━━━━━ GIVEN INFORMATION ━━━━━

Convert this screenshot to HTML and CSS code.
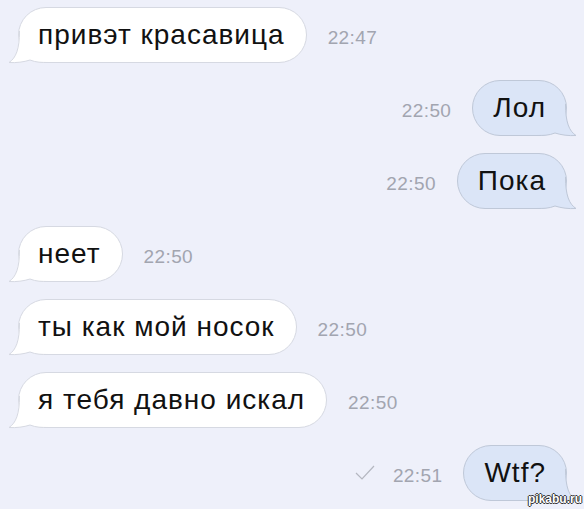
FILE: index.html
```html
<!DOCTYPE html>
<html lang="ru">
<head>
  <meta charset="UTF-8">
  <title>Переписка</title>
  <link rel="stylesheet" href="styles.css">
</head>
<body>

  <div class="chat">

    <div class="row in">
      <div class="bubble">привэт красавица
        <svg class="tail" width="34" height="34" viewBox="0 0 34 34"><path class="fill" d="M11 2 C11 20 8 29 1 33.5 C8 34 16 33 22 31 C28 33.5 34 33.5 40 33.5 L39 32.5 A26.5 26.5 0 0 1 12.5 6 Z"/><path class="line" d="M11.5 2 C11.5 20 8 29 1 33.5 C8 34 16 33 22 31 C28 33.5 34 33.5 40 33.5"/></svg>
      </div>
      <span class="time">22:47</span>
    </div>

    <div class="row out">
      <span class="time">22:50</span>
      <div class="bubble">Лол
        <svg class="tail" width="34" height="34" viewBox="0 0 34 34"><path class="fill" d="M11 2 C11 20 8 29 1 33.5 C8 34 16 33 22 31 C28 33.5 34 33.5 40 33.5 L39 32.5 A26.5 26.5 0 0 1 12.5 6 Z"/><path class="line" d="M11.5 2 C11.5 20 8 29 1 33.5 C8 34 16 33 22 31 C28 33.5 34 33.5 40 33.5"/></svg>
      </div>
    </div>

    <div class="row out">
      <span class="time">22:50</span>
      <div class="bubble">Пока
        <svg class="tail" width="34" height="34" viewBox="0 0 34 34"><path class="fill" d="M11 2 C11 20 8 29 1 33.5 C8 34 16 33 22 31 C28 33.5 34 33.5 40 33.5 L39 32.5 A26.5 26.5 0 0 1 12.5 6 Z"/><path class="line" d="M11.5 2 C11.5 20 8 29 1 33.5 C8 34 16 33 22 31 C28 33.5 34 33.5 40 33.5"/></svg>
      </div>
    </div>

    <div class="row in">
      <div class="bubble">неет
        <svg class="tail" width="34" height="34" viewBox="0 0 34 34"><path class="fill" d="M11 2 C11 20 8 29 1 33.5 C8 34 16 33 22 31 C28 33.5 34 33.5 40 33.5 L39 32.5 A26.5 26.5 0 0 1 12.5 6 Z"/><path class="line" d="M11.5 2 C11.5 20 8 29 1 33.5 C8 34 16 33 22 31 C28 33.5 34 33.5 40 33.5"/></svg>
      </div>
      <span class="time">22:50</span>
    </div>

    <div class="row in">
      <div class="bubble">ты как мой носок
        <svg class="tail" width="34" height="34" viewBox="0 0 34 34"><path class="fill" d="M11 2 C11 20 8 29 1 33.5 C8 34 16 33 22 31 C28 33.5 34 33.5 40 33.5 L39 32.5 A26.5 26.5 0 0 1 12.5 6 Z"/><path class="line" d="M11.5 2 C11.5 20 8 29 1 33.5 C8 34 16 33 22 31 C28 33.5 34 33.5 40 33.5"/></svg>
      </div>
      <span class="time">22:50</span>
    </div>

    <div class="row in">
      <div class="bubble">я тебя давно искал
        <svg class="tail" width="34" height="34" viewBox="0 0 34 34"><path class="fill" d="M11 2 C11 20 8 29 1 33.5 C8 34 16 33 22 31 C28 33.5 34 33.5 40 33.5 L39 32.5 A26.5 26.5 0 0 1 12.5 6 Z"/><path class="line" d="M11.5 2 C11.5 20 8 29 1 33.5 C8 34 16 33 22 31 C28 33.5 34 33.5 40 33.5"/></svg>
      </div>
      <span class="time">22:50</span>
    </div>

    <div class="row out">
      <svg class="check" width="20" height="16" viewBox="0 0 20 16"><polyline points="1,8 7,14 19,1"/></svg>
      <span class="time">22:51</span>
      <div class="bubble">Wtf?
        <svg class="tail" width="34" height="34" viewBox="0 0 34 34"><path class="fill" d="M11 2 C11 20 8 29 1 33.5 C8 34 16 33 22 31 C28 33.5 34 33.5 40 33.5 L39 32.5 A26.5 26.5 0 0 1 12.5 6 Z"/><path class="line" d="M11.5 2 C11.5 20 8 29 1 33.5 C8 34 16 33 22 31 C28 33.5 34 33.5 40 33.5"/></svg>
      </div>
    </div>

  </div>

  <div class="mark">pikabu.ru</div>

</body>
</html>
```

FILE: styles.css
```css
body {
  margin: 0;
  background-color: #eef0fa;
  font-family: "Liberation Sans", Arial, sans-serif;
  color: #111;
  height: 509px;
  overflow: hidden;
}

.chat {
  display: flex;
  flex-direction: column;
  gap: 17px;
  padding: 7px 17px 0 18px;
}

.row {
  display: flex;
  align-items: baseline;
  gap: 21px;
}

.row.out {
  justify-content: flex-end;
}

.bubble {
  position: relative;
  height: 54px;
  line-height: 54px;
  padding: 0 21px 0 19px;
  font-size: 28px;
  letter-spacing: 1px;
  border-radius: 28px;
  background: #fff;
  border: 1px solid #d6d9e2;
  white-space: nowrap;
}

.out .bubble {
  padding: 0 20px;
  background: #dbe5f7;
  border-color: #bfc8d8;
}

.tail {
  position: absolute;
  left: -11px;
  bottom: -1px;
  overflow: visible;
}

.out .tail {
  left: auto;
  right: -11px;
  transform: scaleX(-1);
}

.tail .fill {
  fill: #fff;
}

.tail .line {
  fill: none;
  stroke: #d6d9e2;
  stroke-width: 1;
}

.out .tail .fill {
  fill: #dbe5f7;
}

.out .tail .line {
  stroke: #bfc8d8;
}

.time {
  font-size: 19px;
  letter-spacing: 0.4px;
  color: #a2a5b0;
}

.check {
  align-self: center;
  margin-right: -3px;
}

.check polyline {
  fill: none;
  stroke: #b4b7c0;
  stroke-width: 1.2;
}

.mark {
  position: absolute;
  right: 2px;
  bottom: 3px;
  font-size: 12px;
  font-weight: bold;
  color: #fff;
  text-shadow: -1px 0 #333, 1px 0 #333, 0 -1px #333, 0 1px #333;
}
```
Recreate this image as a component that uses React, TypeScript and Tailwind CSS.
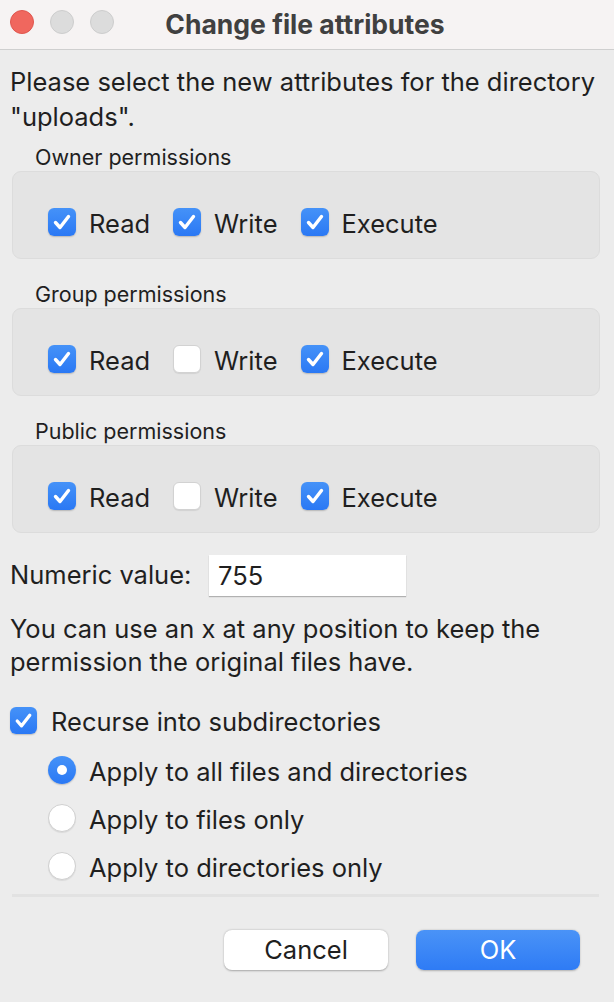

━━━━━

## WHAT TO WORK ON
Skip the images and write out the rest of the listing exactly.

## RESPONSE FOR THIS EXERCISE
Convert this screenshot to HTML and CSS code.
FILE: index.html
```html
<!DOCTYPE html>
<html lang="ru">
<head>
  <meta charset="UTF-8">
  <title>Переписка</title>
  <link rel="stylesheet" href="styles.css">
</head>
<body>

  <div class="chat">

    <div class="row in">
      <div class="bubble">привэт красавица
        <svg class="tail" width="34" height="34" viewBox="0 0 34 34"><path class="fill" d="M11 2 C11 20 8 29 1 33.5 C8 34 16 33 22 31 C28 33.5 34 33.5 40 33.5 L39 32.5 A26.5 26.5 0 0 1 12.5 6 Z"/><path class="line" d="M11.5 2 C11.5 20 8 29 1 33.5 C8 34 16 33 22 31 C28 33.5 34 33.5 40 33.5"/></svg>
      </div>
      <span class="time">22:47</span>
    </div>

    <div class="row out">
      <span class="time">22:50</span>
      <div class="bubble">Лол
        <svg class="tail" width="34" height="34" viewBox="0 0 34 34"><path class="fill" d="M11 2 C11 20 8 29 1 33.5 C8 34 16 33 22 31 C28 33.5 34 33.5 40 33.5 L39 32.5 A26.5 26.5 0 0 1 12.5 6 Z"/><path class="line" d="M11.5 2 C11.5 20 8 29 1 33.5 C8 34 16 33 22 31 C28 33.5 34 33.5 40 33.5"/></svg>
      </div>
    </div>

    <div class="row out">
      <span class="time">22:50</span>
      <div class="bubble">Пока
        <svg class="tail" width="34" height="34" viewBox="0 0 34 34"><path class="fill" d="M11 2 C11 20 8 29 1 33.5 C8 34 16 33 22 31 C28 33.5 34 33.5 40 33.5 L39 32.5 A26.5 26.5 0 0 1 12.5 6 Z"/><path class="line" d="M11.5 2 C11.5 20 8 29 1 33.5 C8 34 16 33 22 31 C28 33.5 34 33.5 40 33.5"/></svg>
      </div>
    </div>

    <div class="row in">
      <div class="bubble">неет
        <svg class="tail" width="34" height="34" viewBox="0 0 34 34"><path class="fill" d="M11 2 C11 20 8 29 1 33.5 C8 34 16 33 22 31 C28 33.5 34 33.5 40 33.5 L39 32.5 A26.5 26.5 0 0 1 12.5 6 Z"/><path class="line" d="M11.5 2 C11.5 20 8 29 1 33.5 C8 34 16 33 22 31 C28 33.5 34 33.5 40 33.5"/></svg>
      </div>
      <span class="time">22:50</span>
    </div>

    <div class="row in">
      <div class="bubble">ты как мой носок
        <svg class="tail" width="34" height="34" viewBox="0 0 34 34"><path class="fill" d="M11 2 C11 20 8 29 1 33.5 C8 34 16 33 22 31 C28 33.5 34 33.5 40 33.5 L39 32.5 A26.5 26.5 0 0 1 12.5 6 Z"/><path class="line" d="M11.5 2 C11.5 20 8 29 1 33.5 C8 34 16 33 22 31 C28 33.5 34 33.5 40 33.5"/></svg>
      </div>
      <span class="time">22:50</span>
    </div>

    <div class="row in">
      <div class="bubble">я тебя давно искал
        <svg class="tail" width="34" height="34" viewBox="0 0 34 34"><path class="fill" d="M11 2 C11 20 8 29 1 33.5 C8 34 16 33 22 31 C28 33.5 34 33.5 40 33.5 L39 32.5 A26.5 26.5 0 0 1 12.5 6 Z"/><path class="line" d="M11.5 2 C11.5 20 8 29 1 33.5 C8 34 16 33 22 31 C28 33.5 34 33.5 40 33.5"/></svg>
      </div>
      <span class="time">22:50</span>
    </div>

    <div class="row out">
      <svg class="check" width="20" height="16" viewBox="0 0 20 16"><polyline points="1,8 7,14 19,1"/></svg>
      <span class="time">22:51</span>
      <div class="bubble">Wtf?
        <svg class="tail" width="34" height="34" viewBox="0 0 34 34"><path class="fill" d="M11 2 C11 20 8 29 1 33.5 C8 34 16 33 22 31 C28 33.5 34 33.5 40 33.5 L39 32.5 A26.5 26.5 0 0 1 12.5 6 Z"/><path class="line" d="M11.5 2 C11.5 20 8 29 1 33.5 C8 34 16 33 22 31 C28 33.5 34 33.5 40 33.5"/></svg>
      </div>
    </div>

  </div>

  <div class="mark">pikabu.ru</div>

</body>
</html>
```

FILE: styles.css
```css
body {
  margin: 0;
  background-color: #eef0fa;
  font-family: "Liberation Sans", Arial, sans-serif;
  color: #111;
  height: 509px;
  overflow: hidden;
}

.chat {
  display: flex;
  flex-direction: column;
  gap: 17px;
  padding: 7px 17px 0 18px;
}

.row {
  display: flex;
  align-items: baseline;
  gap: 21px;
}

.row.out {
  justify-content: flex-end;
}

.bubble {
  position: relative;
  height: 54px;
  line-height: 54px;
  padding: 0 21px 0 19px;
  font-size: 28px;
  letter-spacing: 1px;
  border-radius: 28px;
  background: #fff;
  border: 1px solid #d6d9e2;
  white-space: nowrap;
}

.out .bubble {
  padding: 0 20px;
  background: #dbe5f7;
  border-color: #bfc8d8;
}

.tail {
  position: absolute;
  left: -11px;
  bottom: -1px;
  overflow: visible;
}

.out .tail {
  left: auto;
  right: -11px;
  transform: scaleX(-1);
}

.tail .fill {
  fill: #fff;
}

.tail .line {
  fill: none;
  stroke: #d6d9e2;
  stroke-width: 1;
}

.out .tail .fill {
  fill: #dbe5f7;
}

.out .tail .line {
  stroke: #bfc8d8;
}

.time {
  font-size: 19px;
  letter-spacing: 0.4px;
  color: #a2a5b0;
}

.check {
  align-self: center;
  margin-right: -3px;
}

.check polyline {
  fill: none;
  stroke: #b4b7c0;
  stroke-width: 1.2;
}

.mark {
  position: absolute;
  right: 2px;
  bottom: 3px;
  font-size: 12px;
  font-weight: bold;
  color: #fff;
  text-shadow: -1px 0 #333, 1px 0 #333, 0 -1px #333, 0 1px #333;
}
```
Recreate this image as a component that uses React, TypeScript and Tailwind CSS.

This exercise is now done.